Collect information at every step of the fit and save it to a file.

fid is the file to save the information to fields is the list of “step|time|value|point” fields to save

The point field should be last in the list.

FIELDS = ['step', 'time', 'value', 'point']
config_history(history)[source]

Indicate which fields are needed by the monitor and for what duration.

bumps.fitters.fit(problem, method='amoeba', verbose=False, **options)[source]

Simplified fit interface.

Given a fit problem, the name of a fitter and the fitter options, it will run the fit and return the best value and standard error of the parameters.
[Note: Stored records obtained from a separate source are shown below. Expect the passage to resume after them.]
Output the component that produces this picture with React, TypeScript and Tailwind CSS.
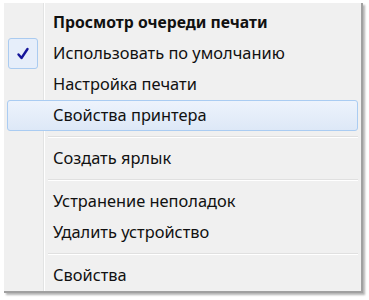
import React from "react";

type Item =
  | { kind: "item"; label: string; bold?: boolean; checked?: boolean; hover?: boolean }
  | { kind: "sep" };

const items: Item[] = [
  { kind: "item", label: "Просмотр очереди печати", bold: true },
  { kind: "item", label: "Использовать по умолчанию", checked: true },
  { kind: "item", label: "Настройка печати" },
  { kind: "item", label: "Свойства принтера", hover: true },
  { kind: "sep" },
  { kind: "item", label: "Создать ярлык" },
  { kind: "sep" },
  { kind: "item", label: "Устранение неполадок" },
  { kind: "item", label: "Удалить устройство" },
  { kind: "sep" },
  { kind: "item", label: "Свойства" },
];

function Check() {
  return (
    <svg width="14" height="14" viewBox="0 0 14 14">
      <path d="M2.5 7.5 L5.5 11 L11.5 2" fill="none" stroke="#15159a" strokeWidth="2.4" strokeLinecap="round" strokeLinejoin="round" />
    </svg>
  );
}

export default function App() {
  return (
    <div className="w-[369px] h-[300px] bg-white pl-[4px] pt-[3px]" style={{ fontFamily: '"Noto Sans", "Open Sans", sans-serif' }}>
      <div className="w-[359px] h-[290px] bg-[#f0f0f0] border-r-2 border-b-2 border-[#a0a0a0] shadow-[2px_2px_2px_rgba(0,0,0,0.3)] p-[3px] pt-[4px] bg-[linear-gradient(to_right,transparent_39px,#e2e3e3_39px,#e2e3e3_40px,#ffffff_40px,#ffffff_41px,transparent_41px)]">
        <div className="flex flex-col">
          {items.map((it, i) =>
            it.kind === "sep" ? (
              <div key={i} className="h-[12px] flex flex-col justify-center pl-[41px]">
                <div className="h-[1px] bg-[#e0e0e0]" />
                <div className="h-[1px] bg-white" />
              </div>
            ) : (
              <div
                key={i}
                className={
                  "h-[31px] flex items-center relative rounded-[3px] " +
                  (it.hover
                    ? "border border-[#aaccf2] bg-[linear-gradient(to_bottom,#edf3fc,#dde8f7)]"
                    : "border border-transparent")
                }
              >
                <div className="w-[31px] h-[31px] -ml-[1px] flex items-center justify-center">
                  {it.checked && (
                    <div className="w-[30px] h-[31px] rounded-[3px] border border-[#aacbf0] bg-[#e6eefa] flex items-center justify-center">
                      <Check />
                    </div>
                  )}
                </div>
                <span
                  className={
                    "ml-[15px] text-[#111] leading-none " + (it.bold ? "font-bold text-[15.75px]" : "font-normal text-[16.4px]")
                  }
                >
                  {it.label}
                </span>
              </div>
            )
          )}
        </div>
      </div>
    </div>
  );
}
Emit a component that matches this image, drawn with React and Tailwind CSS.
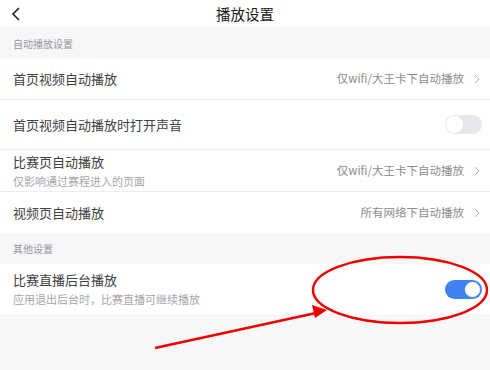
import React from 'react';

const font = { fontFamily: '"Noto Sans CJK SC", "Noto Sans", sans-serif' };

function Chevron() {
  return (
    <svg width="6" height="10" viewBox="0 0 6 10" className="ml-[10px] shrink-0">
      <polyline points="1,1 5,5 1,9" fill="none" stroke="#b5b5b5" strokeWidth="1" />
    </svg>
  );
}

function Toggle({ on }) {
  return on ? (
    <div className="w-[37px] h-[19px] rounded-full bg-[#3f83f0] flex items-center justify-end p-[1px]">
      <div className="w-[17px] h-[17px] rounded-full bg-white border border-[#3f83f0]" />
    </div>
  ) : (
    <div className="w-[37px] h-[19px] rounded-full bg-[#e8e8ec] flex items-center p-[1px]">
      <div className="w-[17px] h-[17px] rounded-full bg-white" />
    </div>
  );
}

function Section({ title, height }) {
  return (
    <div className={`${height} flex items-center px-[13px] text-[10px] text-[#9397a0]`}>{title}</div>
  );
}

function Row({ title, sub, right, toggle, height, border = true }) {
  return (
    <div className={`${height} bg-white flex items-center pl-[13px] pr-[10px] ${border ? 'border-b border-[#ededed]' : ''}`}>
      <div className="flex-1 flex flex-col">
        <span className="text-[13px] leading-[18px] text-[#404040]">{title}</span>
        {sub && <span className="text-[11px] leading-[16px] text-[#a5a5aa] mt-[2px]">{sub}</span>}
      </div>
      {right && (
        <div className="flex items-center text-[11.5px] text-[#8c8c8c]">
          {right}
          <Chevron />
        </div>
      )}
      {toggle !== undefined && (
        <div className="mr-[-2px]">
          <Toggle on={toggle} />
        </div>
      )}
    </div>
  );
}

export default function App() {
  return (
    <div className="relative w-[490px] h-[370px] bg-[#f7f7f8] overflow-hidden" style={font}>
      {/* Header */}
      <div className="h-[27px] bg-white flex items-center relative">
        <svg width="10" height="14" viewBox="0 0 10 14" className="ml-[11px]">
          <polyline points="8,1 2,7 8,13" fill="none" stroke="#222" strokeWidth="1.6" />
        </svg>
        <span className="absolute left-0 right-0 text-center text-[14.5px] text-[#1a1a1a] pointer-events-none">播放设置</span>
      </div>

      <Section title="自动播放设置" height="h-[32px]" />
      <Row height="h-[41px]" title="首页视频自动播放" right="仅wifi/大王卡下自动播放" />
      <Row height="h-[50px]" title="首页视频自动播放时打开声音" toggle={false} />
      <Row height="h-[42px]" title="比赛页自动播放" sub="仅影响通过赛程进入的页面" right="仅wifi/大王卡下自动播放" />
      <Row height="h-[41px]" title="视频页自动播放" right="所有网络下自动播放" border={false} />

      <Section title="其他设置" height="h-[31px]" />
      <Row height="h-[50px]" title="比赛直播后台播放" sub="应用退出后台时，比赛直播可继续播放" toggle={true} border={false} />

      {/* Annotation */}
      <svg className="absolute inset-0 pointer-events-none" width="490" height="370" viewBox="0 0 490 370">
        <ellipse cx="400" cy="290" rx="87" ry="33" fill="none" stroke="#ee0000" strokeWidth="2.5" />
        <line x1="155" y1="348" x2="316" y2="313" stroke="#ee0000" strokeWidth="2.5" />
        <polygon points="327,310 312,305 315,318" fill="#ee0000" />
      </svg>
    </div>
  );
}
If verbose is true, then the console monitor will be enabled, showing progress through the fit and showing the parameter standard error at the end of the fit, otherwise it is completely silent.

Returns an OptimizeResult object containing “x” and “dx”. The dream fitter also includes the “state” object, allowing for more detailed uncertainty analysis. Optimizer information such as the stopping condition and the number of function evaluations are not yet included.

To run in parallel (with multiprocessing and dream):

from bumps.mapper import MPMapper
mapper = MPMapper.start_mapper(problem, None, cpu=0) #cpu=0 for all CPUs
result = fit(problem, method="dream", mapper=mapper)

bumps.fitters.load_history(path)[source]

Load fitter details from a history file.

bumps.fitters.parse_tolerance(options)[source]
bumps.fitters.register(fitter, active=True)[source]

Register a new fitter with bumps, if it is not already there.

active is False if you don’t want it showing up in the GUI selector.

bumps.fitters.save_history(path, state)[source]

Save fitter details to a history file as JSON.

The content of the details are fitter specific.